Michael B Jordan proves once again he can do double duty, playing twins Smoke and Stack in a story set in 1930s Mississippi. They return home from Chicago, ready to open a juke joint. But the night isn’t all smooth jazz. Vampires are circling, literally.
This is where the soundtrack comes to life. The music isn’t just background. It’s a character, a time machine, and a spiritual guide. Think Buddy Guy on electric blues, Rhiannon Giddens on banjo, and even Metallica’s Lars Ulrich on drums sharing the same stage as actors and other musicians. Every note pulses with history.
One standout sequence? Miles Caton, playing Sammie, performs a new blues track called “I Lied to You” in a packed juke joint. Coogler, behind the gigantic IMAX camera, opens a time portal. Suddenly, 1930s plantation workers, ancient African drummers, rock guitarists, and modern twerkers all occupy the same floor.
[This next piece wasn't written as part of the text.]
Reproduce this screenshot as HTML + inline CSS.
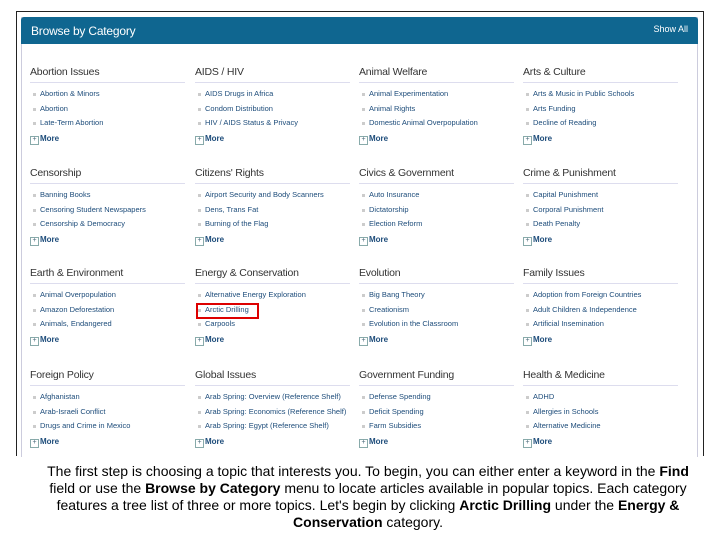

Then the roof bursts into flames. It’s chaotic, thrilling, and deeply musical.
Why the music matters more than the vampires
Sure, the vampires are flashy, but the Blues is the real star. ‘Sinners’ doubles as a musical history lesson. Ludwig Göransson, Coogler’s longtime collaborator, makes sure that audiences experience Blues legends and modern stars side by side.
From Geeshie Wiley and Robert Johnson to Brittany Howard and Alice Smith, the soundtrack celebrates Black music across eras.
The film also doesn’t shy away from the uncomfortable truths. In a chilling scene, Delroy Lindo’s Delta Slim recounts the exploitation of Black artists. His partner, Rice, was lynched after simply trying to travel North for better opportunities.
Meanwhile, white artists profited from Black music while Black creators were blocked from cultural spaces.
The Blues, Jazz, and even the banjo trace back to West and Central African roots, shaping American music even under oppressive conditions like Reconstruction and Jim Crow Mississippi.
Sinners’ mythical and sinful sound
The film doesn’t treat music lightly. It’s sensual, supernatural, and yes, a little dangerous. Sammie’s performance at the juke joint literally summons spirits of Black musicians and dancers, past, present, and future. Music here isn’t just fun.
And there’s the Faustian angle. ‘Robert Johnson’, legendary Delta blues musician, is never directly named. But his story looms large. Johnson’s myth, young man meeting the devil at crossroads in exchange for musical mastery, is echoed in Sammie and the twins’ struggles. Achieving greatness requires some sort of sacrifice. Smoke and Stack leave family and community behind to succeed in Chicago. Sammie risks personal ties to master the blues. In ‘Sinners’, sinfulness and goodness are intertwined. Music can both tempt and heal.
The juke joint as a beacon of resistance
One of the film’s most powerful images is juke joint itself. Despite threats from the Klan, this small space pulses with life, joy, rebellion. The Blues is resistance and survival. Even the preacher, Sammie’s father Jedidah, warns of the Blues’ supernatural power.
The old superstition that the Blues is the “devil’s music” threads through the story, tying history, folklore, performance together.
The juke joint becomes a microcosm of Black resilience, a place where music bridges generations and geography connecting ancestors with modern audiences.
Even the villains respect the power of music
Sinners’ villains aren’t just creepy. They’re clever. Remmick (Jack O’Donnell), a vampire, attempts to harness Sammie’s talent for his own gain. He performs ‘The Rocky Road to Dublin’ is an Irish folk tune about resistance and displacement.

Seemingly out of place in the film rooted in the Black South but this choice demonstrates how music can be appropriated, manipulated, weaponised much like cultural oppression itself.
From blues to hip-hop: Music that transcends time
The genius of Sinners lies in its musical timeline. The Blues-inspired tracks flow into modern genres of Hip-Hop, Rock, Country. Coogler and Göransson make you feel it. When you hear the soundtrack, you’re literally listening to centuries of Black creativity and struggle condensed into one movie.
Ludwig Göransson’s compositions have topped streaming charts, and industry insiders are already predicting Oscar nods for Best Original Score and Best Original Song.
‘Sinners’ is a musical experience that sticks. It teaches, entertains, and tells us that Black music is a living history. The Blues, Jazz, Hip-Hop, and Folk are stories, struggles, and triumphs.